7) Rape and Rape Culture: In case you’re living under a rock or are just willfully oblivious, we live in a rape culture. By that I mean that we live in society that teaches women to not get raped rather than one that teaches men to not rape. By that I mean that we live in a society that, when women say we’ve been raped or sexual assaulted, asks us what were we wearing, where were we going, what were we doing in the place where it happened, were we drinking, or did we give any indication of being at all interested in the man who violated us; despite the fact that a woman is more likely to raped by a man we know, who feels a sense of ownership over us, than by a stranger, but facts be damned because clearly the sheer act having a vagina means that we’re responsible for it being violated against our personal will. By that I mean that we live in a society in which 31 states grant paternal rights to rapists. By that I mean that we live a society in which one in six women will be the victim of an attempted or completed raped, in which 9 out of 10 rape victims are women, and in which 97% of rapists go unpunished. Rape is not about sex it is, as this article accurately points out, about control; control over a woman’s body, and what we’re wearing or whether or not we’ve feigned even the slightest interest in our attacker has nothing to do with it. Those who rape or assault see a woman’s body as something to be claimed, a rapist does not see the victim as person but as an object over which to take ownership and do with as the rapist sees fit. Rape is about sexual domination, not sexual gratification. Not only do rape and misogyny go hand in hand, but so does the way in which our society talks about and treats rape victims. When society lays the blame for being raped or sexually assaulted at our feet, it is accusing we women of being vile temptresses and is essentially implying that, on some level, the rapist is the victim of the uncontrollable lust that we women evoke in the loins of men, which in turn legitimizes the objectification of women. Putting the blame for being raped at the feet of women is, beyond any rational doubt, misogynistic.

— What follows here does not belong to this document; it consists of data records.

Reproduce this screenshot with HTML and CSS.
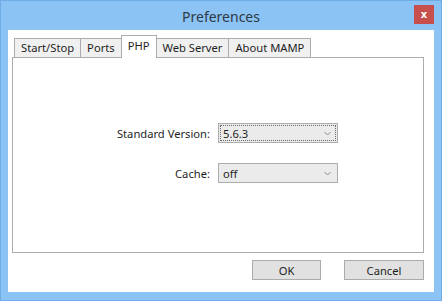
FILE: index.html
```html
<!DOCTYPE html>
<html lang="en">
<head>
  <meta charset="UTF-8">
  <title>Preferences</title>
  <link rel="stylesheet" href="styles.css">
</head>
<body>
  <div class="window">
    <div class="titlebar">
      <span></span>
      <div class="title">Preferences</div>
      <button class="close">x</button>
    </div>

    <div class="client">
      <div class="tabs">
        <div class="tab">Start/Stop</div>
        <div class="tab">Ports</div>
        <div class="tab active">PHP</div>
        <div class="tab">Web Server</div>
        <div class="tab">About MAMP</div>
      </div>

      <div class="panel">
        <div class="form">
          <label>Standard Version:</label>
          <div class="select focused">
            <span>5.6.3</span>
            <svg width="7" height="5" viewBox="0 0 7 5"><polyline points="0.5,1 3.5,4 6.5,1" fill="none" stroke="#8a8a8a" stroke-width="1"/></svg>
          </div>
          <label>Cache:</label>
          <div class="select">
            <span>off</span>
            <svg width="7" height="5" viewBox="0 0 7 5"><polyline points="0.5,1 3.5,4 6.5,1" fill="none" stroke="#8a8a8a" stroke-width="1"/></svg>
          </div>
        </div>
      </div>

      <div class="footer">
        <button class="btn ok">OK</button>
        <button class="btn cancel">Cancel</button>
      </div>
    </div>
  </div>
</body>
</html>
```

FILE: styles.css
```css
body {
  margin: 0;
  font-family: "Noto Sans", "Open Sans", sans-serif;
  color: #1e1e1e;
}
.window {
  width: 442px;
  height: 301px;
  box-sizing: border-box;
  background-color: #8bc3f5;
  border: 1px solid #6fade6;
  display: flex;
  flex-direction: column;
}
.titlebar {
  height: 29px;
  display: grid;
  grid-template-columns: 1fr auto 1fr;
  align-items: center;
}
.title {
  font-size: 14px;
  color: #2e3a44;
  padding-top: 1px;
}
.close {
  justify-self: end;
  width: 20px;
  height: 19px;
  margin-right: 7px;
  margin-top: -3px;
  border: none;
  padding: 0;
  background-color: #c7504c;
  color: white;
  font-family: "DejaVu Sans", sans-serif;
  font-weight: bold;
  font-size: 10px;
  line-height: 17px;
}
.client {
  flex: 1;
  margin: 0 7px 8px 7px;
  padding: 5px 10px 0 4px;
  background-color: white;
  display: flex;
  flex-direction: column;
}
.tabs {
  display: flex;
  align-items: flex-end;
  height: 22px;
  padding-left: 2px;
  position: relative;
  z-index: 1;
}
.tab {
  height: 19px;
  box-sizing: border-box;
  padding: 0 6px;
  border: 1px solid #acacac;
  border-bottom: none;
  margin-right: -1px;
  background-color: #f0f0f0;
  font-size: 11.2px;
  line-height: 18px;
}
.tab.active {
  height: 23px;
  margin-bottom: -1px;
  background-color: white;
  line-height: 19px;
  padding-bottom: 3px;
}
.panel {
  height: 196px;
  box-sizing: border-box;
  border: 1px solid #acacac;
  padding-top: 65px;
}
.form {
  display: grid;
  grid-template-columns: 197px 120px;
  column-gap: 8px;
  row-gap: 20px;
  align-items: center;
  font-size: 11.2px;
}
.form label {
  text-align: right;
}
.select {
  height: 20px;
  box-sizing: border-box;
  border: 1px solid #acacac;
  background-color: #ebebeb;
  display: flex;
  align-items: center;
  justify-content: space-between;
  padding: 0 6px 0 4px;
  position: relative;
}
.select.focused::after {
  content: '';
  position: absolute;
  inset: 1px;
  border: 1px dotted #6a6a6a;
}
.footer {
  display: flex;
  justify-content: flex-end;
  gap: 23px;
  padding-top: 7px;
}
.btn {
  height: 20px;
  border: 1px solid #acacac;
  background-color: #e1e1e1;
  font-family: "Noto Sans", "Open Sans", sans-serif;
  font-size: 11.2px;
  color: #1e1e1e;
  padding: 0;
}
.ok {
  width: 69px;
}
.cancel {
  width: 80px;
}
```
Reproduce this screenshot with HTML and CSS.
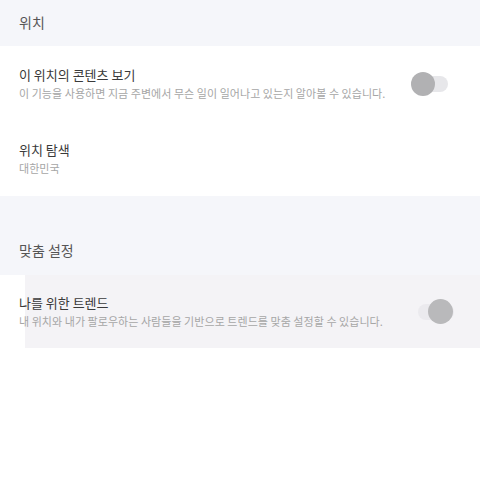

8) Domestic Violence: While both women and men can be victims of domestic violence, women are far more likely to not only be victims of physical abuse but to die as a result of it. According to the CDC, 1 in 4 women have been victims of physical abuse at the hands of an intimate partner, compared to 1 in 7 men, and, in 2010, 1,095 women were murdered by their domestic partners, compared to 241 men. According to the American Psychological Association, three or more women are murdered by their partners everyday and nearly half of all women (about 49.4%) have reported experiencing some form of physical violence from an intimate partner in her lifetime. According to the FBIs 2011 Supplementary Homicide Report, of the 1,601 women murdered in 2010, 1,509 of them were murdered by a men they knew, and most of them were murdered during the course of an argument. As with rape/sexual assault, physical abuse is about power and domination. Abusers abuse typically to exert control over their victims, abusers see their victims as property as opposed to a person. Given the fact that the majority of domestic violence victims are women, and that the majority of aggressors are men who have laid claim to said women, domestic violence is an act of misogyny. Men who beat women do so for a variety of reasons, but all of them boil down to one underlying social problem, men have been acculturated to believe that the women in their lives belong to them. One cannot view another person as property and still respect them as a person. Men who abuse women do not view us as fully human, they view us as things to be owned and controlled, and even something to fear and hate; which is, by very definition, an act of misogyny.
Sadly, for women, misogyny is all around us. While it is true that not all men are misogynists who disrespect or objectify women, and while it is true that not all men hate women and seek to own, control, marginalize, or abuse women; it is true that all women experience acts of misogyny. Every. Single. Day. That is the point to #yesallwomen. Every woman, everywhere, everyday is a victim of misogyny. So of those men who are not, by their own account, misogynists we ask you: Don’t ignore it, don’t dismiss it, don’t downplay it’s prevalence; rather, listen to us and take our experiences seriously, acknowledge and admit to the fact that misogyny is both endemic and systemic within our culture so that we can eradicate it together.